→ **Instructions for the task**
Retype the data that follows line by line, exactly, and leave its pictures out.

[START Provided data]

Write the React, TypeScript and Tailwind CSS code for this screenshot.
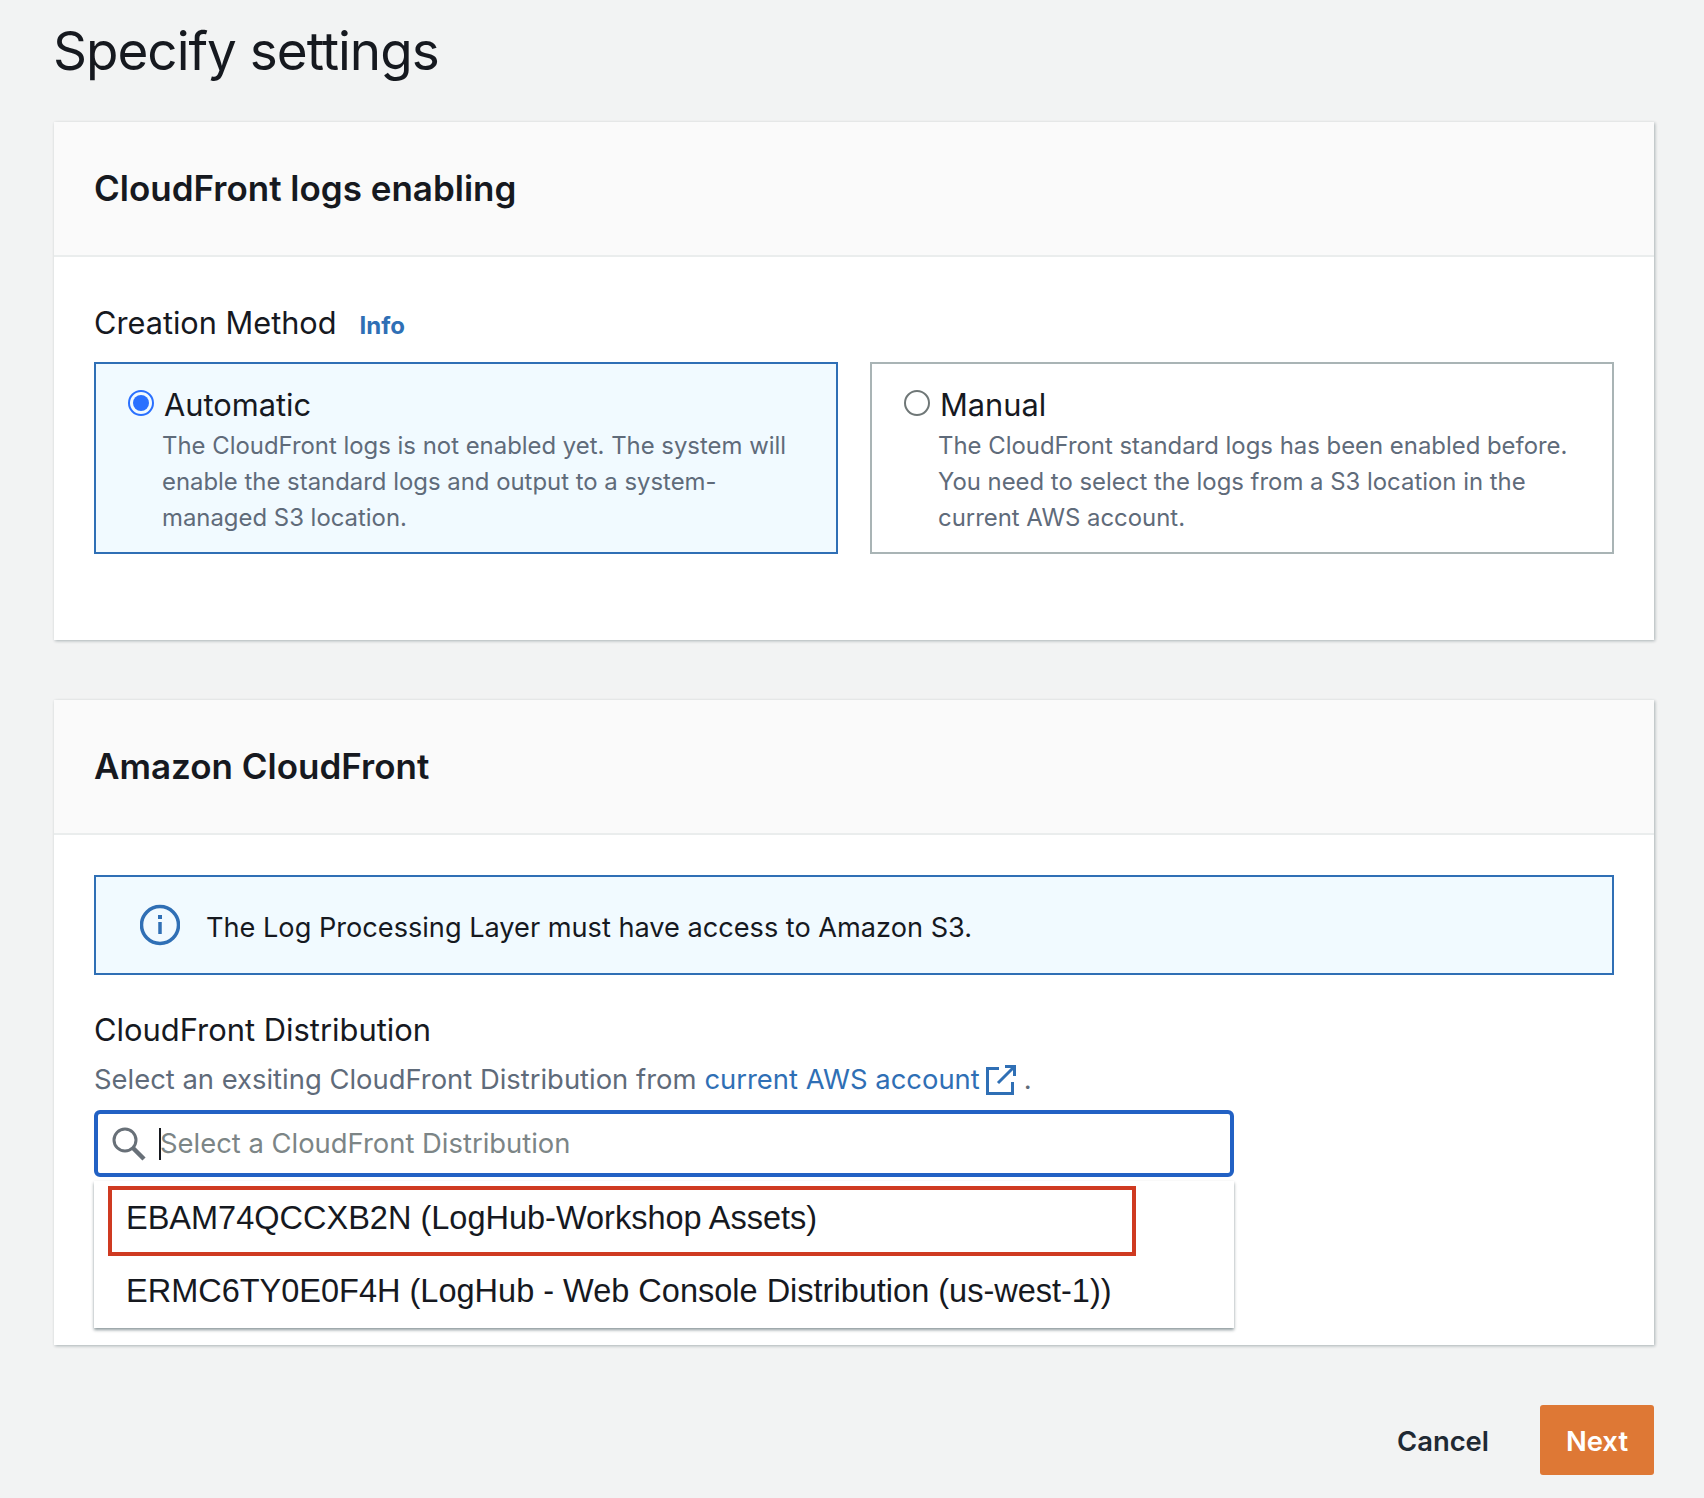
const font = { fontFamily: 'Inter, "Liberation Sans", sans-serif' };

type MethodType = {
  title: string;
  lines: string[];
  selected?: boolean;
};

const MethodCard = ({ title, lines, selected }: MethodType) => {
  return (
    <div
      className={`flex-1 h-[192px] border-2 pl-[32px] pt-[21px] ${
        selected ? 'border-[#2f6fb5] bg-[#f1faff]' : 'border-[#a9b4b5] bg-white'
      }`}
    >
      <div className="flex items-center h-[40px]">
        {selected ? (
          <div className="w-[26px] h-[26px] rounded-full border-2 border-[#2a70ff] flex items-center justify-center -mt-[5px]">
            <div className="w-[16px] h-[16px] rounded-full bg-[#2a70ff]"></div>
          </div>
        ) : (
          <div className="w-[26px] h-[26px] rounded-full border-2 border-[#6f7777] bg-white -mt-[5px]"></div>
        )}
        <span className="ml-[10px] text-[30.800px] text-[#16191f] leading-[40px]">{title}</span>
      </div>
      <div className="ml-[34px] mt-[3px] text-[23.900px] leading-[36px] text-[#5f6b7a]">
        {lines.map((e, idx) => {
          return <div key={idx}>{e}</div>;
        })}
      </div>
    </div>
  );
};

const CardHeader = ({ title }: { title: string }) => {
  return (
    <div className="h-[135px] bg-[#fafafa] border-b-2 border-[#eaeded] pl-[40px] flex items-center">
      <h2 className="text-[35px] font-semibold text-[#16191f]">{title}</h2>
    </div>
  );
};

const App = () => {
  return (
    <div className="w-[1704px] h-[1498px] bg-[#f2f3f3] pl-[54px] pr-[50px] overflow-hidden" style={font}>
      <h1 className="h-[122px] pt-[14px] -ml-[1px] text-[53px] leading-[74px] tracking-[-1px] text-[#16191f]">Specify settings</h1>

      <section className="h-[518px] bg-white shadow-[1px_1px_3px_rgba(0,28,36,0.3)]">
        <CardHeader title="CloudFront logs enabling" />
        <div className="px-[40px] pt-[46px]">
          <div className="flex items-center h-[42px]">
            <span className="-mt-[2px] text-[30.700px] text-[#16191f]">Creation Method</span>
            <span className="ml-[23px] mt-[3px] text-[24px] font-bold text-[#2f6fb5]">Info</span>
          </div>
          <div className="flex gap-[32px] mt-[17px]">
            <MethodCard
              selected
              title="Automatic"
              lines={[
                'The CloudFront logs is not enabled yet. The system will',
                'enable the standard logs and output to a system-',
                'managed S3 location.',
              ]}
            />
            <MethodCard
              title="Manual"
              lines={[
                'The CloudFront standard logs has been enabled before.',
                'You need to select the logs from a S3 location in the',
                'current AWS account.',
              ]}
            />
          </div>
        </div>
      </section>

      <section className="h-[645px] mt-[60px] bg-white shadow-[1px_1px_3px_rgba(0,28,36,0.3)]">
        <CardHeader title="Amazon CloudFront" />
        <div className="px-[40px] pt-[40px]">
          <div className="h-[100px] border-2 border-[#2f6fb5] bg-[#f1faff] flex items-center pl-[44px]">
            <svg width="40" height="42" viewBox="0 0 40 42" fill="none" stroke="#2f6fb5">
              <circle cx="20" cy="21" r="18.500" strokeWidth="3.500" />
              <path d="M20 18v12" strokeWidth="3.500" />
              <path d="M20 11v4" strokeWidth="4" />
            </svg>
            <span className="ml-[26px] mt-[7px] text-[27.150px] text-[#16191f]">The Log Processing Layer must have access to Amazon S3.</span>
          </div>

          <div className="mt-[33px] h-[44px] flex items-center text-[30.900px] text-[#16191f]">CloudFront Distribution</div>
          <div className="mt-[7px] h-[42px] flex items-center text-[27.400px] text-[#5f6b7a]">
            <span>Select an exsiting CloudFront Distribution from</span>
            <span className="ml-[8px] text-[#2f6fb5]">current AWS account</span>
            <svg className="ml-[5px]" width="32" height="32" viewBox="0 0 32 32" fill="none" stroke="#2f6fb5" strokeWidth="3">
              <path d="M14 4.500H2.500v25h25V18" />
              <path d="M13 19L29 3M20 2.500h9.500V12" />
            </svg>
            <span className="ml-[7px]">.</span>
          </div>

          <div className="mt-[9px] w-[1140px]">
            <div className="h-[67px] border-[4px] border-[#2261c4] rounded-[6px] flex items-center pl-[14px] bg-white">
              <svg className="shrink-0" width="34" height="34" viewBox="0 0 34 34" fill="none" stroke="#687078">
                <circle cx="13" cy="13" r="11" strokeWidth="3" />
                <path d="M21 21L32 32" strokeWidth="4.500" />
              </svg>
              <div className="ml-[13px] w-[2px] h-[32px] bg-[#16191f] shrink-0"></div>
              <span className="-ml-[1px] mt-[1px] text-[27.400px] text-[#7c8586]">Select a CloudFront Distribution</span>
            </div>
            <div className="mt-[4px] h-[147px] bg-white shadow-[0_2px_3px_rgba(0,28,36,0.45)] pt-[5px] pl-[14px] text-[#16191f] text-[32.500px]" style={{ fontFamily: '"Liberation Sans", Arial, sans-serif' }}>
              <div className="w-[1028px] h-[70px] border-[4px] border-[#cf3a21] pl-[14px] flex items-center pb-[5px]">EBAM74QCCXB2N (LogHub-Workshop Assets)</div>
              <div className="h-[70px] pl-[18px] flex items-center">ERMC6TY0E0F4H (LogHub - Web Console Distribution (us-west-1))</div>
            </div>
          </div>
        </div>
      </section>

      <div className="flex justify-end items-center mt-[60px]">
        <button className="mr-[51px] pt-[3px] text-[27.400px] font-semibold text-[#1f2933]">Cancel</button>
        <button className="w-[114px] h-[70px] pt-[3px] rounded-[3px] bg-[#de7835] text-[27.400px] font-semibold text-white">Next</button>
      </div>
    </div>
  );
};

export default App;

[END Provided data]

→ **Worked answer**
Write the React, TypeScript and Tailwind CSS code for this screenshot.
const font = { fontFamily: 'Inter, "Liberation Sans", sans-serif' };

type MethodType = {
  title: string;
  lines: string[];
  selected?: boolean;
};

const MethodCard = ({ title, lines, selected }: MethodType) => {
  return (
    <div
      className={`flex-1 h-[192px] border-2 pl-[32px] pt-[21px] ${
        selected ? 'border-[#2f6fb5] bg-[#f1faff]' : 'border-[#a9b4b5] bg-white'
      }`}
    >
      <div className="flex items-center h-[40px]">
        {selected ? (
          <div className="w-[26px] h-[26px] rounded-full border-2 border-[#2a70ff] flex items-center justify-center -mt-[5px]">
            <div className="w-[16px] h-[16px] rounded-full bg-[#2a70ff]"></div>
          </div>
        ) : (
          <div className="w-[26px] h-[26px] rounded-full border-2 border-[#6f7777] bg-white -mt-[5px]"></div>
        )}
        <span className="ml-[10px] text-[30.800px] text-[#16191f] leading-[40px]">{title}</span>
      </div>
      <div className="ml-[34px] mt-[3px] text-[23.900px] leading-[36px] text-[#5f6b7a]">
        {lines.map((e, idx) => {
          return <div key={idx}>{e}</div>;
        })}
      </div>
    </div>
  );
};

const CardHeader = ({ title }: { title: string }) => {
  return (
    <div className="h-[135px] bg-[#fafafa] border-b-2 border-[#eaeded] pl-[40px] flex items-center">
      <h2 className="text-[35px] font-semibold text-[#16191f]">{title}</h2>
    </div>
  );
};

const App = () => {
  return (
    <div className="w-[1704px] h-[1498px] bg-[#f2f3f3] pl-[54px] pr-[50px] overflow-hidden" style={font}>
      <h1 className="h-[122px] pt-[14px] -ml-[1px] text-[53px] leading-[74px] tracking-[-1px] text-[#16191f]">Specify settings</h1>

      <section className="h-[518px] bg-white shadow-[1px_1px_3px_rgba(0,28,36,0.3)]">
        <CardHeader title="CloudFront logs enabling" />
        <div className="px-[40px] pt-[46px]">
          <div className="flex items-center h-[42px]">
            <span className="-mt-[2px] text-[30.700px] text-[#16191f]">Creation Method</span>
            <span className="ml-[23px] mt-[3px] text-[24px] font-bold text-[#2f6fb5]">Info</span>
          </div>
          <div className="flex gap-[32px] mt-[17px]">
            <MethodCard
              selected
              title="Automatic"
              lines={[
                'The CloudFront logs is not enabled yet. The system will',
                'enable the standard logs and output to a system-',
                'managed S3 location.',
              ]}
            />
            <MethodCard
              title="Manual"
              lines={[
                'The CloudFront standard logs has been enabled before.',
                'You need to select the logs from a S3 location in the',
                'current AWS account.',
              ]}
            />
          </div>
        </div>
      </section>

      <section className="h-[645px] mt-[60px] bg-white shadow-[1px_1px_3px_rgba(0,28,36,0.3)]">
        <CardHeader title="Amazon CloudFront" />
        <div className="px-[40px] pt-[40px]">
          <div className="h-[100px] border-2 border-[#2f6fb5] bg-[#f1faff] flex items-center pl-[44px]">
            <svg width="40" height="42" viewBox="0 0 40 42" fill="none" stroke="#2f6fb5">
              <circle cx="20" cy="21" r="18.500" strokeWidth="3.500" />
              <path d="M20 18v12" strokeWidth="3.500" />
              <path d="M20 11v4" strokeWidth="4" />
            </svg>
            <span className="ml-[26px] mt-[7px] text-[27.150px] text-[#16191f]">The Log Processing Layer must have access to Amazon S3.</span>
          </div>

          <div className="mt-[33px] h-[44px] flex items-center text-[30.900px] text-[#16191f]">CloudFront Distribution</div>
          <div className="mt-[7px] h-[42px] flex items-center text-[27.400px] text-[#5f6b7a]">
            <span>Select an exsiting CloudFront Distribution from</span>
            <span className="ml-[8px] text-[#2f6fb5]">current AWS account</span>
            <svg className="ml-[5px]" width="32" height="32" viewBox="0 0 32 32" fill="none" stroke="#2f6fb5" strokeWidth="3">
              <path d="M14 4.500H2.500v25h25V18" />
              <path d="M13 19L29 3M20 2.500h9.500V12" />
            </svg>
            <span className="ml-[7px]">.</span>
          </div>

          <div className="mt-[9px] w-[1140px]">
            <div className="h-[67px] border-[4px] border-[#2261c4] rounded-[6px] flex items-center pl-[14px] bg-white">
              <svg className="shrink-0" width="34" height="34" viewBox="0 0 34 34" fill="none" stroke="#687078">
                <circle cx="13" cy="13" r="11" strokeWidth="3" />
                <path d="M21 21L32 32" strokeWidth="4.500" />
              </svg>
              <div className="ml-[13px] w-[2px] h-[32px] bg-[#16191f] shrink-0"></div>
              <span className="-ml-[1px] mt-[1px] text-[27.400px] text-[#7c8586]">Select a CloudFront Distribution</span>
            </div>
            <div className="mt-[4px] h-[147px] bg-white shadow-[0_2px_3px_rgba(0,28,36,0.45)] pt-[5px] pl-[14px] text-[#16191f] text-[32.500px]" style={{ fontFamily: '"Liberation Sans", Arial, sans-serif' }}>
              <div className="w-[1028px] h-[70px] border-[4px] border-[#cf3a21] pl-[14px] flex items-center pb-[5px]">EBAM74QCCXB2N (LogHub-Workshop Assets)</div>
              <div className="h-[70px] pl-[18px] flex items-center">ERMC6TY0E0F4H (LogHub - Web Console Distribution (us-west-1))</div>
            </div>
          </div>
        </div>
      </section>

      <div className="flex justify-end items-center mt-[60px]">
        <button className="mr-[51px] pt-[3px] text-[27.400px] font-semibold text-[#1f2933]">Cancel</button>
        <button className="w-[114px] h-[70px] pt-[3px] rounded-[3px] bg-[#de7835] text-[27.400px] font-semibold text-white">Next</button>
      </div>
    </div>
  );
};

export default App;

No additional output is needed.